An Aboriginal revival on Invasion Day: ‘Australia thought we would die out’

I grew up speaking a foreign language.

A language brought to Australia on convict ships more than 200 years ago. A language imposed on my ancestors as they were pushed from their land, massacred, and stricken with disease.

In the 1830s, martial law was declared on my people, the Wiradjuri of Central West New South Wales. My ancestors could be killed on sight. British settlers formed raiding parties to hunt down and round up Wiradjuri people.

The remnants of these frontier wars were pushed onto Christian missions and reserves. Speaking their language, practising their culture or performing ceremonies was often banned.

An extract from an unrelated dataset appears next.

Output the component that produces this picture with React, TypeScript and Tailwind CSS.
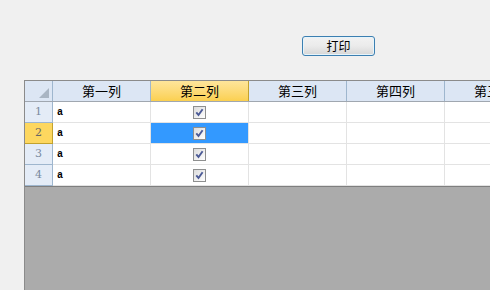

My people, like the languages they spoke, were expected to die out.

“Aborigines” were deemed a dying race. Settlers spoke of “smoothing the pillow of a dying race”.

When Australia became a nation in 1901, one of the founding fathers Alfred Deakin forecast that within a hundred years: “Australia will be a white continent with not a black or even dark skin amongst its inhabitants. The Aboriginal race has died out in the south and is dying fast in the north and west ….”

An Aborigines Protection Board was established, a body that exercised a fearsome power over Indigenous lives. The board oversaw restrictive segregation policies and could determine where my family lived, who we could marry, or whether we could keep our children.